Medications, too, can cause harm both to the patient and to others.  Medications are in many ways poisons, or at least can be said to have the potential to be poisonous.  As a prescribing physician this is, to say the very least, disappointing.  More than this, it provides a profound challenge to how we see and perceive the treatment that we offer our patients as physicians. 

I trained at Charing Cross and Westminster Medical School in the 1990’s.  I had a great time, and I can even remember some of what I was taught.  However, I don’t remember ever being taught on the risk of multiple medications. 

Perhaps the medical community had yet to develop a good understanding of the risks that came with multiple medications, but that can no longer be held to be true.  There is now a plethora of evidence that multiple medications are associated with harm, to be balanced against the long term and sometimes small clinical benefits of taking long term medications.  In one study one in six acute hospital admissions were due to adverse drug reactions, with more than 40% of these recorded as avoidable.

 

…the climate emergency is real and is here now, with flooding, droughts, heat waves and climate refugees as stark reminders.

Another subject that I was not taught at medical school was the impact of healthcare on the environment.  As a teenager I was very environmentally aware, having read Irvine and Panton’s “A Green Manifesto” in the late 1980’s.  However, the environmental impact of healthcare on our living planet never featured in my training.

We now know that healthcare has a huge negative impact: if it were a country it would be the fifth most polluting in the world.  In the NHS, 25% of all emissions are derived from medications.  Yet it is these same medications, the ‘physicians’ scalpel’, that are causing harm to both our patients and to the living world that we all ultimately depend on. 

Recognising the many negative impacts of multiple medications has significantly changed my clinical practice.  On ward rounds I now actively seek medications that might safely be stopped.  I ask questions about why medications are prescribed, what the indication was for starting it, and what the criteria are for stopping.  In clinic I more actively involve patients in the decision-making process around starting (or not starting) medications, and making the stopping criteria much clearer in my communications with both patient, carer and GP.  In addition, when prescribing, there is evidence that involving the patient also improves adherence.  In one study 77% of patients stated that their relationship and communication with their physician is the most important factor for them taking their medication. 

As a newly qualified doctor I used to get some satisfaction from prescribing a new medication, thinking that this was what was needed to do a good job.  I now get the same satisfaction from suspending medications that no longer serve a useful purpose, or deciding in collaboration with the patient to delay starting new medications, knowing that the patient has been at the heart of the decision making.  In this way we have reduced the chances of adverse drug reactions, improved adherence, and minimised the impact on the environment. 

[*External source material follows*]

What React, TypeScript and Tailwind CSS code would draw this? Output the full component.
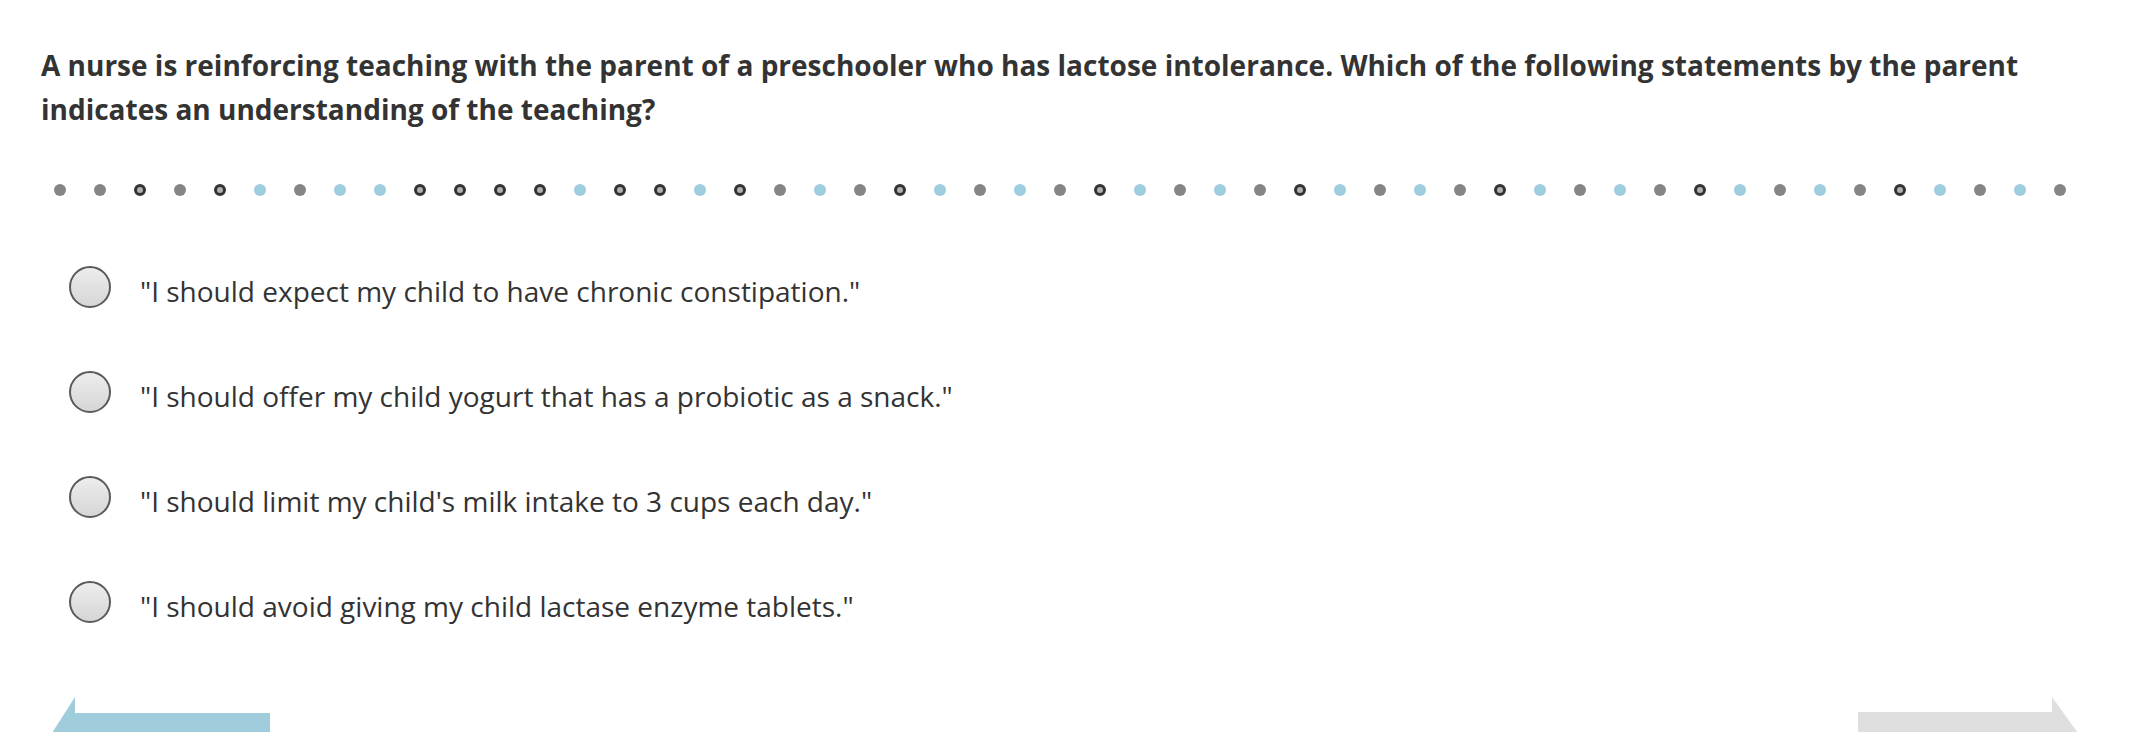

Despite 29 “Conferences of the Parties” (COP) since 1995, each trying to reduce and prevent global warming, there is evidence that climate breakdown is accelerating rather than lessening.  The potential implications of this are profound. 

Either way, the climate emergency is real and is here now, with flooding, droughts, heat waves and climate refugees as stark reminders.  Mitigating further more extreme events requires deep systemic change across the whole of society.  We each have to do what we can where we can.  As in so many other pro-environmental actions, physicians can achieve the triple bottom line of “better for patient, better for the planet, and better for the healthcare system” by increasing our focus on reducing unnecessary medication prescribing.  

The RCP Acute Toolkit (17) “Managing Multiple Medications” is a great place to start.  It is the least we can do.